_TASK TO COMPLETE_
Skip the pictures and extract all of the lines exactly as written.

_RAW DATA_
[Start]

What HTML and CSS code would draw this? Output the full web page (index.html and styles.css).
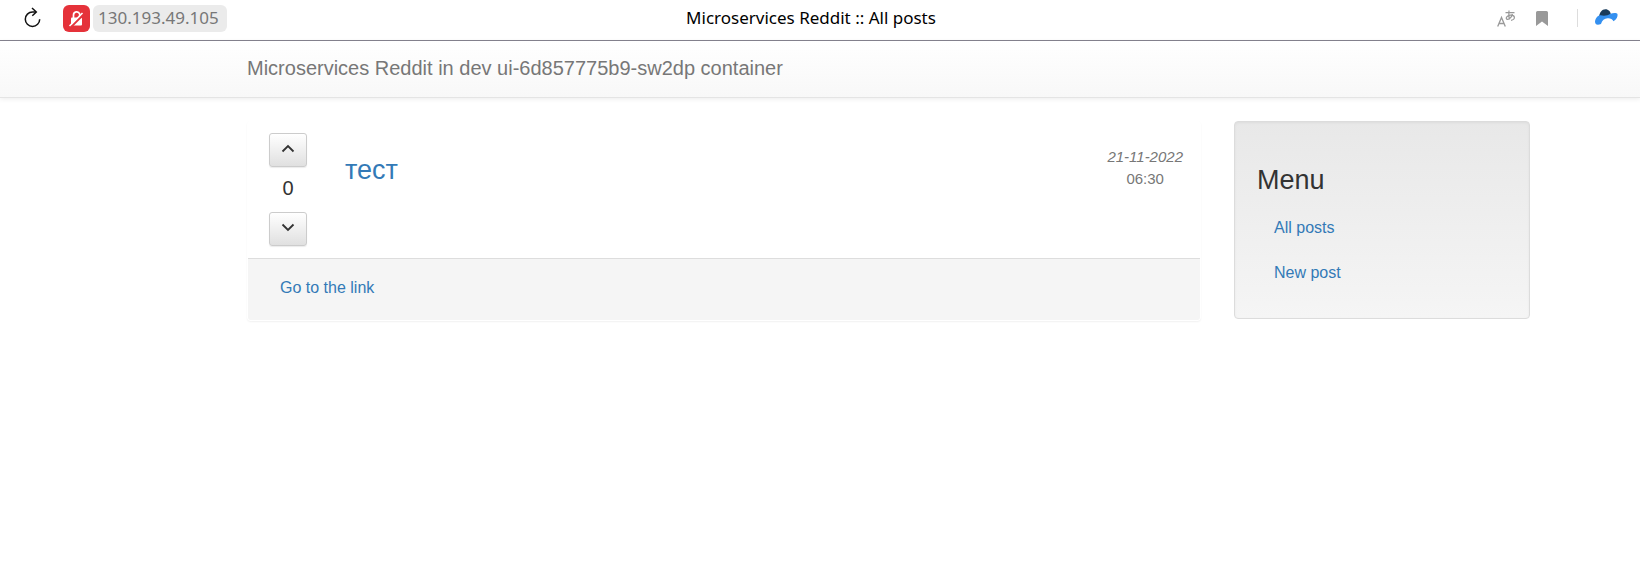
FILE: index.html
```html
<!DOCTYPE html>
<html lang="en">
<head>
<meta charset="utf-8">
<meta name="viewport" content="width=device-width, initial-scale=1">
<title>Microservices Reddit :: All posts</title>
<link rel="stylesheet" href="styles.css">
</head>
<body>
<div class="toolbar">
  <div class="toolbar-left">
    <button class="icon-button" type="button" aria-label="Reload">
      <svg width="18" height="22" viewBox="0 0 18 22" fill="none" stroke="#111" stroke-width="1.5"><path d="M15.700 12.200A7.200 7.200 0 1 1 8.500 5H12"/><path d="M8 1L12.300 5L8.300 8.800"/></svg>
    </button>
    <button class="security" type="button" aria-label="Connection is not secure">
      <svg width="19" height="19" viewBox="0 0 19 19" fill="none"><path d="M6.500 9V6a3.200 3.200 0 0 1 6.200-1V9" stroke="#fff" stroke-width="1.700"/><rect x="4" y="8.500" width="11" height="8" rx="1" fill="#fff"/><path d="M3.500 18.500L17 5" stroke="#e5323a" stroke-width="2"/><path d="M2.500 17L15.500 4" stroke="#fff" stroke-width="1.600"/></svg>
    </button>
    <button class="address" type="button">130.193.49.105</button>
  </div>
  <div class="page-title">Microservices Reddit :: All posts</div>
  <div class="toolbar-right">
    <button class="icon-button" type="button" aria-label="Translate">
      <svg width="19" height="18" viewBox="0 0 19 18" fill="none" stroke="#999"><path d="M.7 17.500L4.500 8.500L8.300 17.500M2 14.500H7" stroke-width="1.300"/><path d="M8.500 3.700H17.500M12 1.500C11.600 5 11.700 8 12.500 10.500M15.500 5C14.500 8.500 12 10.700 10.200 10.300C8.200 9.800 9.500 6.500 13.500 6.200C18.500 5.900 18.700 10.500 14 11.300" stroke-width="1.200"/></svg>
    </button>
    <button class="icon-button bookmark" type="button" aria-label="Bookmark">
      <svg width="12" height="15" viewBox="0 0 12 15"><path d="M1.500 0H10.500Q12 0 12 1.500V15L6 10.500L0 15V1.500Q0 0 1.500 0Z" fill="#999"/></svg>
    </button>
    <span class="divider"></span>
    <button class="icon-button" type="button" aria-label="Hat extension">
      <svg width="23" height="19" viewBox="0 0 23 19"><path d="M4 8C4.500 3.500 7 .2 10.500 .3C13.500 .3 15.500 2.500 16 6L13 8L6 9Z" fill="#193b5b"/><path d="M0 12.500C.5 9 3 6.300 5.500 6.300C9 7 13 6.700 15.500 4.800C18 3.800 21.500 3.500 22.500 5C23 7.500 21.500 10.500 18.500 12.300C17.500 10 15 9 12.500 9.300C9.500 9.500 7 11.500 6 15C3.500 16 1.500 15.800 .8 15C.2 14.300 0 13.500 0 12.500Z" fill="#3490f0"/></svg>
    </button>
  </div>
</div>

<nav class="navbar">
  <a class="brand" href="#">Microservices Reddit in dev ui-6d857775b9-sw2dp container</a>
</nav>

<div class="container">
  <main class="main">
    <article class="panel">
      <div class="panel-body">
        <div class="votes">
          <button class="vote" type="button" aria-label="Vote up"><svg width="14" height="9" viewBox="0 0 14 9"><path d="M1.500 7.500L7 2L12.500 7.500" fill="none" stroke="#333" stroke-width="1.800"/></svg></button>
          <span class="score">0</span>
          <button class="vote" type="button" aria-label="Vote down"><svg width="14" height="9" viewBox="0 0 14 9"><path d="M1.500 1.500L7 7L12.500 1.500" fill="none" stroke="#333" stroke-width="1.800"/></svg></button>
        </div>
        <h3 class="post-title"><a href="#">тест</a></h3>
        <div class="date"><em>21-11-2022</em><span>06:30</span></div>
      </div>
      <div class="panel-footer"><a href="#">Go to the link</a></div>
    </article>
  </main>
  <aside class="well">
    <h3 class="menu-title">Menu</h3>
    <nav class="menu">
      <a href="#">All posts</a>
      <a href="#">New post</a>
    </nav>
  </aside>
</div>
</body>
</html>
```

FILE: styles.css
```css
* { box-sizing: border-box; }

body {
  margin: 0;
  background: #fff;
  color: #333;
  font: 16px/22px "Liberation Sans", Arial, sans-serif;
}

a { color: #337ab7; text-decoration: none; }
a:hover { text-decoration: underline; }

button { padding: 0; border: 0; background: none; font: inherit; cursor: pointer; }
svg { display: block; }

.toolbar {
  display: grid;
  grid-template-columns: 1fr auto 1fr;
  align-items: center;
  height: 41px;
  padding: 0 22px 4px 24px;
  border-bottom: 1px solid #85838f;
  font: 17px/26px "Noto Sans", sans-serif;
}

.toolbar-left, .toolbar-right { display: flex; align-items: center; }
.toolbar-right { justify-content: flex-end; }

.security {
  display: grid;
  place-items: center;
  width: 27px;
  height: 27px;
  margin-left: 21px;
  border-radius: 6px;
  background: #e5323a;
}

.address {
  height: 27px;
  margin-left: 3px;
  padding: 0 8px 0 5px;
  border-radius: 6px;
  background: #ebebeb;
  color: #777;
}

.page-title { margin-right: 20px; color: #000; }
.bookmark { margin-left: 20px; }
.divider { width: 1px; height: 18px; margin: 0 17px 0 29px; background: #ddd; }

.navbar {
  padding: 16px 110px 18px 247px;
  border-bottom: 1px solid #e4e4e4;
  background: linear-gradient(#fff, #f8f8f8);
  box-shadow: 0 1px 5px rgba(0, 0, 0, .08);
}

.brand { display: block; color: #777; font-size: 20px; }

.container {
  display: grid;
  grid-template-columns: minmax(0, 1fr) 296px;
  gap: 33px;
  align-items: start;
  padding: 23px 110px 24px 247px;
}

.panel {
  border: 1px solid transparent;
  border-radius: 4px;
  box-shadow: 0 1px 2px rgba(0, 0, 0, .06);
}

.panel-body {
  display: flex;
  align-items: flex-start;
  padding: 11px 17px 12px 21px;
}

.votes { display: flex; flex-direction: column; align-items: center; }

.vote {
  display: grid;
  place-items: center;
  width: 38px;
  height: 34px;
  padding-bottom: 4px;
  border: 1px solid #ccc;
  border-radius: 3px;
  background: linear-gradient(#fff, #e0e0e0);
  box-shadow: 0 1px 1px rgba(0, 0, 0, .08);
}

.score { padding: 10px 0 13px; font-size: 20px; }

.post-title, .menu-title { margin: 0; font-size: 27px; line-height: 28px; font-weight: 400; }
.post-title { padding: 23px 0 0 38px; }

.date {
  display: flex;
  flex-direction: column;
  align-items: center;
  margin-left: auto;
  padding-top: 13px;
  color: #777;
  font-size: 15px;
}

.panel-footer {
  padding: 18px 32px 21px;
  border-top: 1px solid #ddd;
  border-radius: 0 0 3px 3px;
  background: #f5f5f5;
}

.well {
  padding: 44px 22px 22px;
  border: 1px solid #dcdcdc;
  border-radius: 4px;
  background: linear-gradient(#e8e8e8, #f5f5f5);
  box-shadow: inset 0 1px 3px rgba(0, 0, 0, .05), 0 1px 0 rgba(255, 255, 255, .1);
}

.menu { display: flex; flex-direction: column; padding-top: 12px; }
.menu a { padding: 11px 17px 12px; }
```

[End]

_FULL ANSWER_
What HTML and CSS code would draw this? Output the full web page (index.html and styles.css).
FILE: index.html
```html
<!DOCTYPE html>
<html lang="en">
<head>
<meta charset="utf-8">
<meta name="viewport" content="width=device-width, initial-scale=1">
<title>Microservices Reddit :: All posts</title>
<link rel="stylesheet" href="styles.css">
</head>
<body>
<div class="toolbar">
  <div class="toolbar-left">
    <button class="icon-button" type="button" aria-label="Reload">
      <svg width="18" height="22" viewBox="0 0 18 22" fill="none" stroke="#111" stroke-width="1.5"><path d="M15.700 12.200A7.200 7.200 0 1 1 8.500 5H12"/><path d="M8 1L12.300 5L8.300 8.800"/></svg>
    </button>
    <button class="security" type="button" aria-label="Connection is not secure">
      <svg width="19" height="19" viewBox="0 0 19 19" fill="none"><path d="M6.500 9V6a3.200 3.200 0 0 1 6.200-1V9" stroke="#fff" stroke-width="1.700"/><rect x="4" y="8.500" width="11" height="8" rx="1" fill="#fff"/><path d="M3.500 18.500L17 5" stroke="#e5323a" stroke-width="2"/><path d="M2.500 17L15.500 4" stroke="#fff" stroke-width="1.600"/></svg>
    </button>
    <button class="address" type="button">130.193.49.105</button>
  </div>
  <div class="page-title">Microservices Reddit :: All posts</div>
  <div class="toolbar-right">
    <button class="icon-button" type="button" aria-label="Translate">
      <svg width="19" height="18" viewBox="0 0 19 18" fill="none" stroke="#999"><path d="M.7 17.500L4.500 8.500L8.300 17.500M2 14.500H7" stroke-width="1.300"/><path d="M8.500 3.700H17.500M12 1.500C11.600 5 11.700 8 12.500 10.500M15.500 5C14.500 8.500 12 10.700 10.200 10.300C8.200 9.800 9.500 6.500 13.500 6.200C18.500 5.900 18.700 10.500 14 11.300" stroke-width="1.200"/></svg>
    </button>
    <button class="icon-button bookmark" type="button" aria-label="Bookmark">
      <svg width="12" height="15" viewBox="0 0 12 15"><path d="M1.500 0H10.500Q12 0 12 1.500V15L6 10.500L0 15V1.500Q0 0 1.500 0Z" fill="#999"/></svg>
    </button>
    <span class="divider"></span>
    <button class="icon-button" type="button" aria-label="Hat extension">
      <svg width="23" height="19" viewBox="0 0 23 19"><path d="M4 8C4.500 3.500 7 .2 10.500 .3C13.500 .3 15.500 2.500 16 6L13 8L6 9Z" fill="#193b5b"/><path d="M0 12.500C.5 9 3 6.300 5.500 6.300C9 7 13 6.700 15.500 4.800C18 3.800 21.500 3.500 22.500 5C23 7.500 21.500 10.500 18.500 12.300C17.500 10 15 9 12.500 9.300C9.500 9.500 7 11.500 6 15C3.500 16 1.500 15.800 .8 15C.2 14.300 0 13.500 0 12.500Z" fill="#3490f0"/></svg>
    </button>
  </div>
</div>

<nav class="navbar">
  <a class="brand" href="#">Microservices Reddit in dev ui-6d857775b9-sw2dp container</a>
</nav>

<div class="container">
  <main class="main">
    <article class="panel">
      <div class="panel-body">
        <div class="votes">
          <button class="vote" type="button" aria-label="Vote up"><svg width="14" height="9" viewBox="0 0 14 9"><path d="M1.500 7.500L7 2L12.500 7.500" fill="none" stroke="#333" stroke-width="1.800"/></svg></button>
          <span class="score">0</span>
          <button class="vote" type="button" aria-label="Vote down"><svg width="14" height="9" viewBox="0 0 14 9"><path d="M1.500 1.500L7 7L12.500 1.500" fill="none" stroke="#333" stroke-width="1.800"/></svg></button>
        </div>
        <h3 class="post-title"><a href="#">тест</a></h3>
        <div class="date"><em>21-11-2022</em><span>06:30</span></div>
      </div>
      <div class="panel-footer"><a href="#">Go to the link</a></div>
    </article>
  </main>
  <aside class="well">
    <h3 class="menu-title">Menu</h3>
    <nav class="menu">
      <a href="#">All posts</a>
      <a href="#">New post</a>
    </nav>
  </aside>
</div>
</body>
</html>
```

FILE: styles.css
```css
* { box-sizing: border-box; }

body {
  margin: 0;
  background: #fff;
  color: #333;
  font: 16px/22px "Liberation Sans", Arial, sans-serif;
}

a { color: #337ab7; text-decoration: none; }
a:hover { text-decoration: underline; }

button { padding: 0; border: 0; background: none; font: inherit; cursor: pointer; }
svg { display: block; }

.toolbar {
  display: grid;
  grid-template-columns: 1fr auto 1fr;
  align-items: center;
  height: 41px;
  padding: 0 22px 4px 24px;
  border-bottom: 1px solid #85838f;
  font: 17px/26px "Noto Sans", sans-serif;
}

.toolbar-left, .toolbar-right { display: flex; align-items: center; }
.toolbar-right { justify-content: flex-end; }

.security {
  display: grid;
  place-items: center;
  width: 27px;
  height: 27px;
  margin-left: 21px;
  border-radius: 6px;
  background: #e5323a;
}

.address {
  height: 27px;
  margin-left: 3px;
  padding: 0 8px 0 5px;
  border-radius: 6px;
  background: #ebebeb;
  color: #777;
}

.page-title { margin-right: 20px; color: #000; }
.bookmark { margin-left: 20px; }
.divider { width: 1px; height: 18px; margin: 0 17px 0 29px; background: #ddd; }

.navbar {
  padding: 16px 110px 18px 247px;
  border-bottom: 1px solid #e4e4e4;
  background: linear-gradient(#fff, #f8f8f8);
  box-shadow: 0 1px 5px rgba(0, 0, 0, .08);
}

.brand { display: block; color: #777; font-size: 20px; }

.container {
  display: grid;
  grid-template-columns: minmax(0, 1fr) 296px;
  gap: 33px;
  align-items: start;
  padding: 23px 110px 24px 247px;
}

.panel {
  border: 1px solid transparent;
  border-radius: 4px;
  box-shadow: 0 1px 2px rgba(0, 0, 0, .06);
}

.panel-body {
  display: flex;
  align-items: flex-start;
  padding: 11px 17px 12px 21px;
}

.votes { display: flex; flex-direction: column; align-items: center; }

.vote {
  display: grid;
  place-items: center;
  width: 38px;
  height: 34px;
  padding-bottom: 4px;
  border: 1px solid #ccc;
  border-radius: 3px;
  background: linear-gradient(#fff, #e0e0e0);
  box-shadow: 0 1px 1px rgba(0, 0, 0, .08);
}

.score { padding: 10px 0 13px; font-size: 20px; }

.post-title, .menu-title { margin: 0; font-size: 27px; line-height: 28px; font-weight: 400; }
.post-title { padding: 23px 0 0 38px; }

.date {
  display: flex;
  flex-direction: column;
  align-items: center;
  margin-left: auto;
  padding-top: 13px;
  color: #777;
  font-size: 15px;
}

.panel-footer {
  padding: 18px 32px 21px;
  border-top: 1px solid #ddd;
  border-radius: 0 0 3px 3px;
  background: #f5f5f5;
}

.well {
  padding: 44px 22px 22px;
  border: 1px solid #dcdcdc;
  border-radius: 4px;
  background: linear-gradient(#e8e8e8, #f5f5f5);
  box-shadow: inset 0 1px 3px rgba(0, 0, 0, .05), 0 1px 0 rgba(255, 255, 255, .1);
}

.menu { display: flex; flex-direction: column; padding-top: 12px; }
.menu a { padding: 11px 17px 12px; }
```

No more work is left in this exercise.